Penny Stocks for Beginners

If you've been investing for a while, you've almost certainly heard about penny stocks.

penny stocks

But you might not know 1) what they are, 2) why you would want to invest in them, and 3) where to begin if you do.

That's why we created this guide on how to invest in penny stocks for beginners.

First thing's first: What is a penny stock?

Generally, a penny stock is any stock under $5, typically with a market capitalization under $300 million. In the past, the upper limit on the share price was $1, thus making penny stocks literally available for pennies per share. But that figure has been adjusted upward to $5 more recently to account for inflation.

The point is simply that penny stocks are available for very low share prices, meaning investors can buy many shares at a time even if they don't have massive fortunes at their disposal.
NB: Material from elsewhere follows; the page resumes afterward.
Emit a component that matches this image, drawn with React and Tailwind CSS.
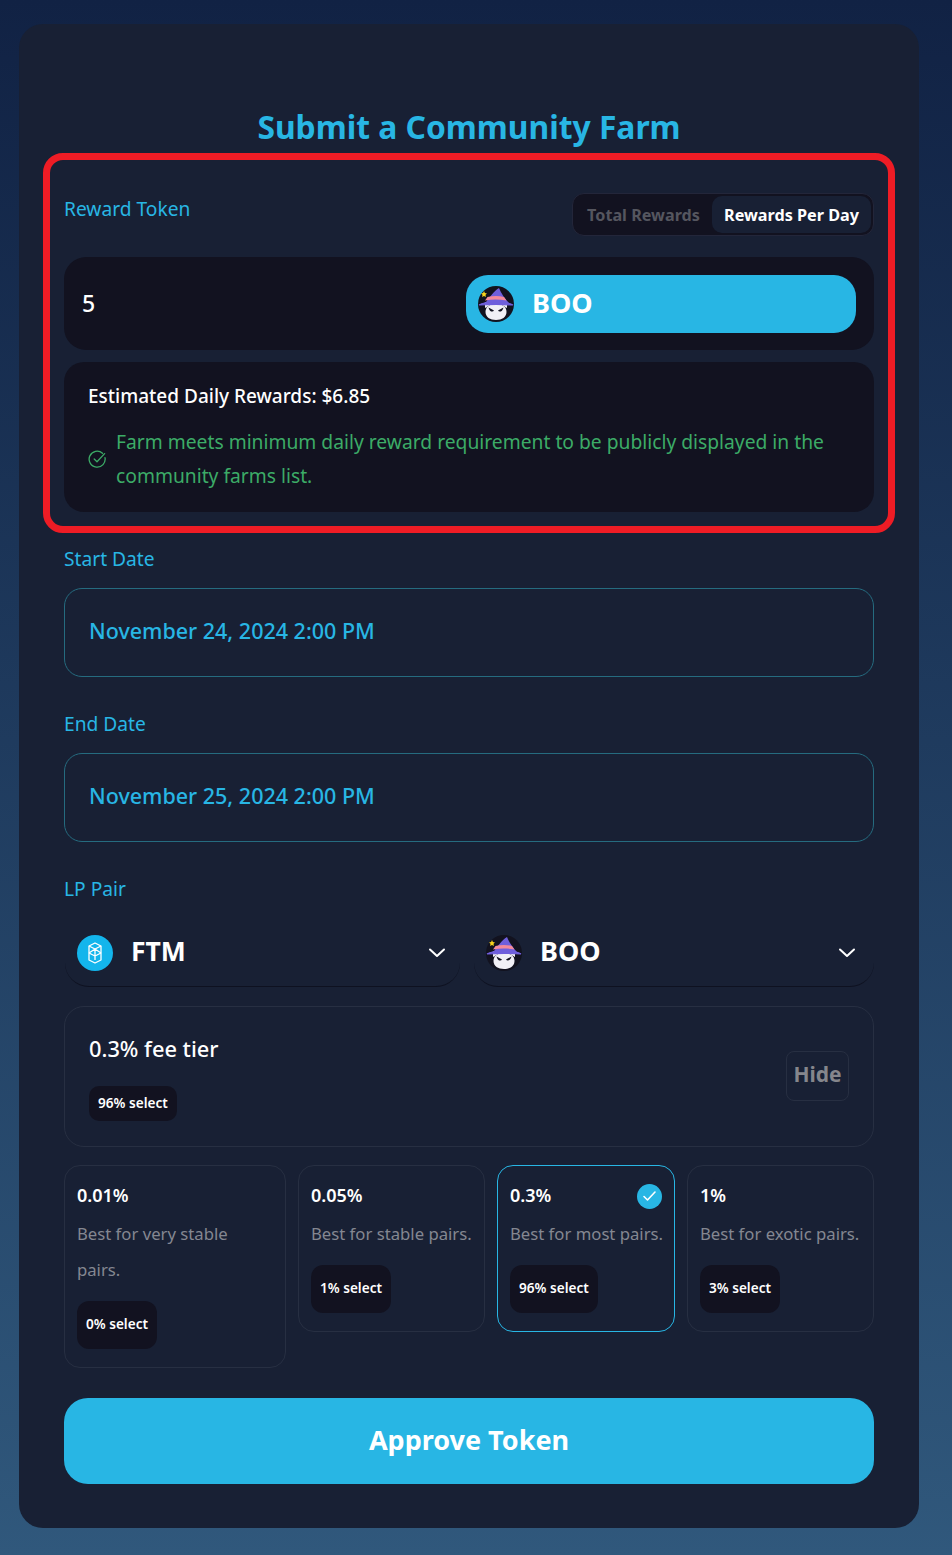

As for why you should invest in penny stocks, that's simple: to make money.

Now, there's nothing wrong with keeping big-name, large-cap stocks like Apple Inc. (NASDAQ: AAPL), Inc. (NASDAQ: AMZN), and Alphabet Inc. (NASDAQ: GOOGL) in your portfolio. In fact, we recommend it. But setting aside a small portion of your assets for stocks with a higher profit potential can reap big benefits.

And when we say higher profit potential, we're talking 109% gains in a week. Or 163% gains in a day. Or 77% gains in an hour.

Those aren't hypotheticals.

Those are actual performance statistics from three penny stocks earlier this year.

Regional Health Properties Inc. (NYSE: RHE) jumped from $1.16 on April 15 to $2.42 on April 22.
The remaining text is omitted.